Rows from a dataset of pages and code
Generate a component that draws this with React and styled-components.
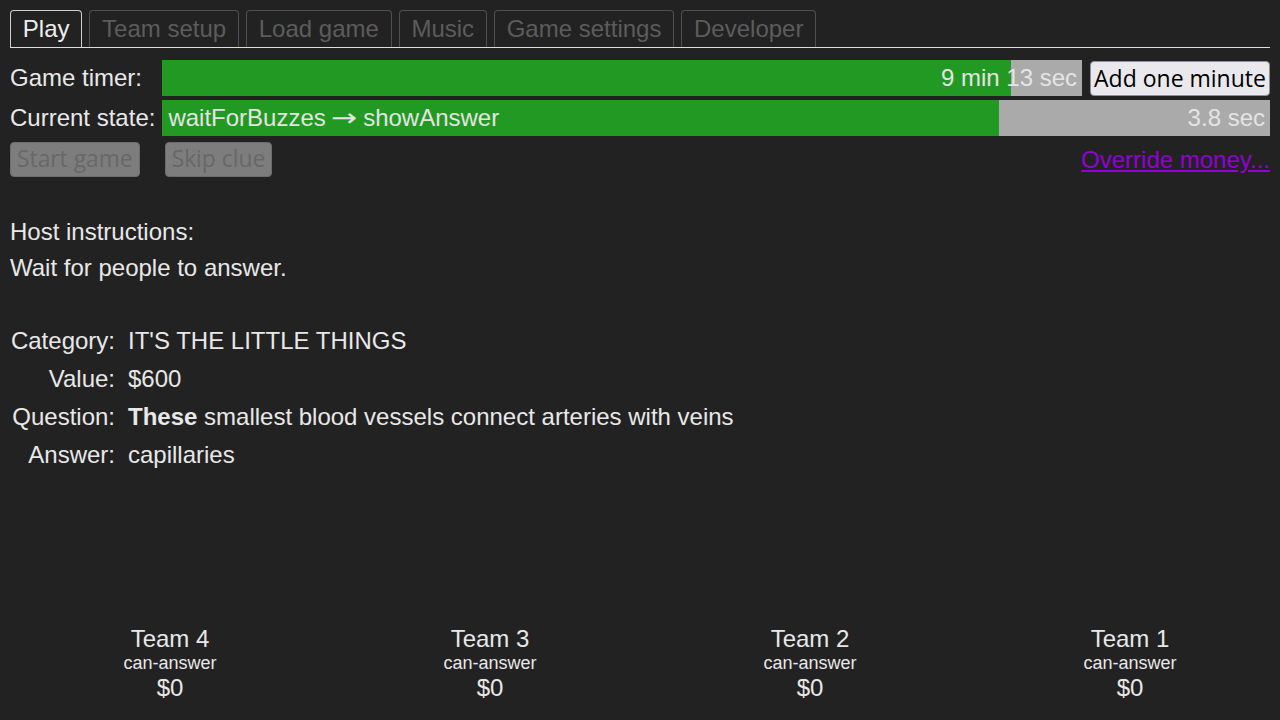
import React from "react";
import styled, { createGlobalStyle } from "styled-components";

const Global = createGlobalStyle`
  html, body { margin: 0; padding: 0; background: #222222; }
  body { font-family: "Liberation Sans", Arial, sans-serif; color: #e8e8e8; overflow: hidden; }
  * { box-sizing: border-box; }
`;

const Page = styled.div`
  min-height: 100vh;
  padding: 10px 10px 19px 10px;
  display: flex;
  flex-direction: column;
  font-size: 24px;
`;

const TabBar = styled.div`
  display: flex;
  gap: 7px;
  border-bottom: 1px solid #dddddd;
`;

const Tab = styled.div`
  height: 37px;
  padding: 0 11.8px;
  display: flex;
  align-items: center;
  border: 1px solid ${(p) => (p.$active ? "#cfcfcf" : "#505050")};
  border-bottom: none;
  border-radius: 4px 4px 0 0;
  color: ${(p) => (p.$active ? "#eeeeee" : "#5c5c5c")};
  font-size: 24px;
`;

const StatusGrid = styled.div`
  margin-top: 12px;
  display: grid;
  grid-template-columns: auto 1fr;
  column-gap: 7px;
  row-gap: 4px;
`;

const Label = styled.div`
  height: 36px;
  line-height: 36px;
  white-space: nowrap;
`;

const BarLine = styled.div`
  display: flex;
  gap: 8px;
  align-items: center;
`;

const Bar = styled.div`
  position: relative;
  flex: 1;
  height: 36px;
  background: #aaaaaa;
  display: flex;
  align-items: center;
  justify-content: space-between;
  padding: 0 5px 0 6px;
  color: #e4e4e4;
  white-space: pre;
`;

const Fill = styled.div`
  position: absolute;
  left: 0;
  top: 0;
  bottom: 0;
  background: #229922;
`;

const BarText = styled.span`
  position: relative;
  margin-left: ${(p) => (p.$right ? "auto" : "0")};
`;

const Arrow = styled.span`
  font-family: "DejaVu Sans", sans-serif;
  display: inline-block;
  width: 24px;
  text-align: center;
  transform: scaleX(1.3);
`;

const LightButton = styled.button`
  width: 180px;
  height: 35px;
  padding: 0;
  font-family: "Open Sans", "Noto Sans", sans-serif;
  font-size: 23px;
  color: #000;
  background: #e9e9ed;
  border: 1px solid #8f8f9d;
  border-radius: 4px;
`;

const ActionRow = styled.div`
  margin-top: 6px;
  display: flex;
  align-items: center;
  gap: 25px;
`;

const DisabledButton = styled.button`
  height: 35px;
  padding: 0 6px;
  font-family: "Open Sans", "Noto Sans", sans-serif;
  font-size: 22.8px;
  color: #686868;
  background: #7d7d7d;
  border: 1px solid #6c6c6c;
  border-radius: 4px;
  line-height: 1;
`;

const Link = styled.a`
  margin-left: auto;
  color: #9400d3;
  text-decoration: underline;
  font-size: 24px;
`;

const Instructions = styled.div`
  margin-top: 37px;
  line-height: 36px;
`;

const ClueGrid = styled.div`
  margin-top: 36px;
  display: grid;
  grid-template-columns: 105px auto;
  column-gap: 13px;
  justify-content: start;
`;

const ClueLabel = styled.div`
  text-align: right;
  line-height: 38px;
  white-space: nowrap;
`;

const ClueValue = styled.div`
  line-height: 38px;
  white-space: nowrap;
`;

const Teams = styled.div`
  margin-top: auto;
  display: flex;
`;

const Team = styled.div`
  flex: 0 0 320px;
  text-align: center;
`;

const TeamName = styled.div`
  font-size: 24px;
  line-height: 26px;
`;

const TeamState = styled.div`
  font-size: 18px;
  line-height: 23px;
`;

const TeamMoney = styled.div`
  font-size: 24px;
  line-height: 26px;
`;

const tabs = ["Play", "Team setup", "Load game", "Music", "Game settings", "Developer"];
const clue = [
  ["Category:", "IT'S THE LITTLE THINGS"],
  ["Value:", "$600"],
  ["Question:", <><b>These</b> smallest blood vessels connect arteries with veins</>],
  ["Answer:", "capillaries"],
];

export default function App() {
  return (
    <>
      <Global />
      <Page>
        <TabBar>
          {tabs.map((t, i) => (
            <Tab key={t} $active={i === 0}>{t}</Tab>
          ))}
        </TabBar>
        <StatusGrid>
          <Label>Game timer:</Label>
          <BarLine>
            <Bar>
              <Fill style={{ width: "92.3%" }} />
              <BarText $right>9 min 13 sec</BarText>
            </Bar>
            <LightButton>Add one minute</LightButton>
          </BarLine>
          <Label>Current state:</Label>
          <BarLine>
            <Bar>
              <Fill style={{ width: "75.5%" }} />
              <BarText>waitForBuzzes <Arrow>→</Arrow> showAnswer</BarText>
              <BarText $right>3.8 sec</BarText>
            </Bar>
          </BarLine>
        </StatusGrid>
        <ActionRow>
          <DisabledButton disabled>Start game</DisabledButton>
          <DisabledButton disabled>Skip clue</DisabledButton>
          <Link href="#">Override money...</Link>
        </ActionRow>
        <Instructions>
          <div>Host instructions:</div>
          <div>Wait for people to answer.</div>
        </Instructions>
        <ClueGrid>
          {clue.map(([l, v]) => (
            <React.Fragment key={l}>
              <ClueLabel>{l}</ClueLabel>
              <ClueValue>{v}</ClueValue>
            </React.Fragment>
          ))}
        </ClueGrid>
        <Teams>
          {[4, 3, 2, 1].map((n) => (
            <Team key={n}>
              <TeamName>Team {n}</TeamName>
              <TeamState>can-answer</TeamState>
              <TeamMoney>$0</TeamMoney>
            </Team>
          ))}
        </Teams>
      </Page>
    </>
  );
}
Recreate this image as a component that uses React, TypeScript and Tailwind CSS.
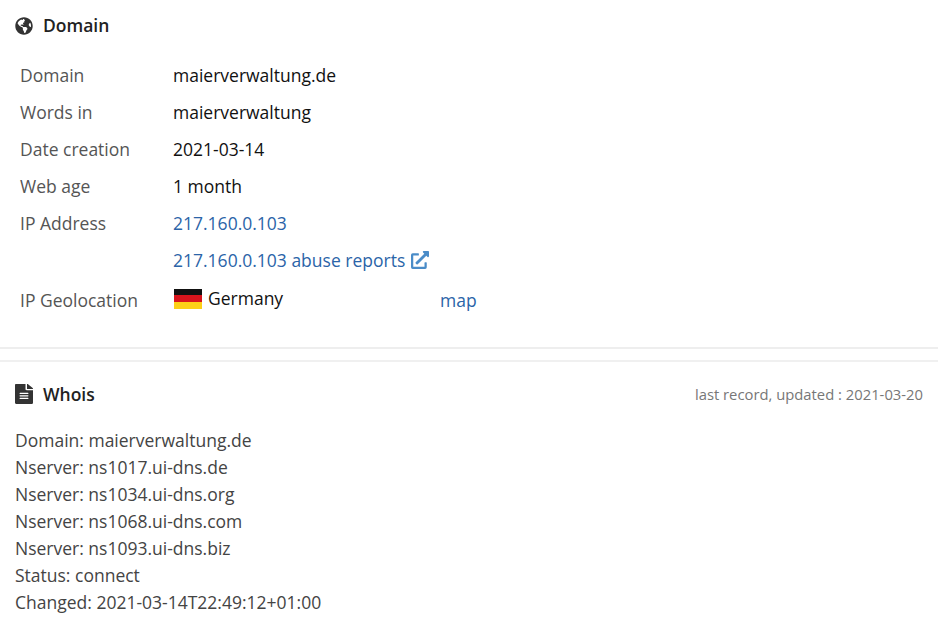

_Exercise objective_.
From the records given above, reproduce all text exactly and exclude each picture.

_Response for this exercise_.
Generate a component that draws this with React and styled-components.
import React from "react";
import styled, { createGlobalStyle } from "styled-components";

const Global = createGlobalStyle`
  html, body { margin: 0; padding: 0; background: #222222; }
  body { font-family: "Liberation Sans", Arial, sans-serif; color: #e8e8e8; overflow: hidden; }
  * { box-sizing: border-box; }
`;

const Page = styled.div`
  min-height: 100vh;
  padding: 10px 10px 19px 10px;
  display: flex;
  flex-direction: column;
  font-size: 24px;
`;

const TabBar = styled.div`
  display: flex;
  gap: 7px;
  border-bottom: 1px solid #dddddd;
`;

const Tab = styled.div`
  height: 37px;
  padding: 0 11.8px;
  display: flex;
  align-items: center;
  border: 1px solid ${(p) => (p.$active ? "#cfcfcf" : "#505050")};
  border-bottom: none;
  border-radius: 4px 4px 0 0;
  color: ${(p) => (p.$active ? "#eeeeee" : "#5c5c5c")};
  font-size: 24px;
`;

const StatusGrid = styled.div`
  margin-top: 12px;
  display: grid;
  grid-template-columns: auto 1fr;
  column-gap: 7px;
  row-gap: 4px;
`;

const Label = styled.div`
  height: 36px;
  line-height: 36px;
  white-space: nowrap;
`;

const BarLine = styled.div`
  display: flex;
  gap: 8px;
  align-items: center;
`;

const Bar = styled.div`
  position: relative;
  flex: 1;
  height: 36px;
  background: #aaaaaa;
  display: flex;
  align-items: center;
  justify-content: space-between;
  padding: 0 5px 0 6px;
  color: #e4e4e4;
  white-space: pre;
`;

const Fill = styled.div`
  position: absolute;
  left: 0;
  top: 0;
  bottom: 0;
  background: #229922;
`;

const BarText = styled.span`
  position: relative;
  margin-left: ${(p) => (p.$right ? "auto" : "0")};
`;

const Arrow = styled.span`
  font-family: "DejaVu Sans", sans-serif;
  display: inline-block;
  width: 24px;
  text-align: center;
  transform: scaleX(1.3);
`;

const LightButton = styled.button`
  width: 180px;
  height: 35px;
  padding: 0;
  font-family: "Open Sans", "Noto Sans", sans-serif;
  font-size: 23px;
  color: #000;
  background: #e9e9ed;
  border: 1px solid #8f8f9d;
  border-radius: 4px;
`;

const ActionRow = styled.div`
  margin-top: 6px;
  display: flex;
  align-items: center;
  gap: 25px;
`;

const DisabledButton = styled.button`
  height: 35px;
  padding: 0 6px;
  font-family: "Open Sans", "Noto Sans", sans-serif;
  font-size: 22.8px;
  color: #686868;
  background: #7d7d7d;
  border: 1px solid #6c6c6c;
  border-radius: 4px;
  line-height: 1;
`;

const Link = styled.a`
  margin-left: auto;
  color: #9400d3;
  text-decoration: underline;
  font-size: 24px;
`;

const Instructions = styled.div`
  margin-top: 37px;
  line-height: 36px;
`;

const ClueGrid = styled.div`
  margin-top: 36px;
  display: grid;
  grid-template-columns: 105px auto;
  column-gap: 13px;
  justify-content: start;
`;

const ClueLabel = styled.div`
  text-align: right;
  line-height: 38px;
  white-space: nowrap;
`;

const ClueValue = styled.div`
  line-height: 38px;
  white-space: nowrap;
`;

const Teams = styled.div`
  margin-top: auto;
  display: flex;
`;

const Team = styled.div`
  flex: 0 0 320px;
  text-align: center;
`;

const TeamName = styled.div`
  font-size: 24px;
  line-height: 26px;
`;

const TeamState = styled.div`
  font-size: 18px;
  line-height: 23px;
`;

const TeamMoney = styled.div`
  font-size: 24px;
  line-height: 26px;
`;

const tabs = ["Play", "Team setup", "Load game", "Music", "Game settings", "Developer"];
const clue = [
  ["Category:", "IT'S THE LITTLE THINGS"],
  ["Value:", "$600"],
  ["Question:", <><b>These</b> smallest blood vessels connect arteries with veins</>],
  ["Answer:", "capillaries"],
];

export default function App() {
  return (
    <>
      <Global />
      <Page>
        <TabBar>
          {tabs.map((t, i) => (
            <Tab key={t} $active={i === 0}>{t}</Tab>
          ))}
        </TabBar>
        <StatusGrid>
          <Label>Game timer:</Label>
          <BarLine>
            <Bar>
              <Fill style={{ width: "92.3%" }} />
              <BarText $right>9 min 13 sec</BarText>
            </Bar>
            <LightButton>Add one minute</LightButton>
          </BarLine>
          <Label>Current state:</Label>
          <BarLine>
            <Bar>
              <Fill style={{ width: "75.5%" }} />
              <BarText>waitForBuzzes <Arrow>→</Arrow> showAnswer</BarText>
              <BarText $right>3.8 sec</BarText>
            </Bar>
          </BarLine>
        </StatusGrid>
        <ActionRow>
          <DisabledButton disabled>Start game</DisabledButton>
          <DisabledButton disabled>Skip clue</DisabledButton>
          <Link href="#">Override money...</Link>
        </ActionRow>
        <Instructions>
          <div>Host instructions:</div>
          <div>Wait for people to answer.</div>
        </Instructions>
        <ClueGrid>
          {clue.map(([l, v]) => (
            <React.Fragment key={l}>
              <ClueLabel>{l}</ClueLabel>
              <ClueValue>{v}</ClueValue>
            </React.Fragment>
          ))}
        </ClueGrid>
        <Teams>
          {[4, 3, 2, 1].map((n) => (
            <Team key={n}>
              <TeamName>Team {n}</TeamName>
              <TeamState>can-answer</TeamState>
              <TeamMoney>$0</TeamMoney>
            </Team>
          ))}
        </Teams>
      </Page>
    </>
  );
}
Recreate this image as a component that uses React, TypeScript and Tailwind CSS.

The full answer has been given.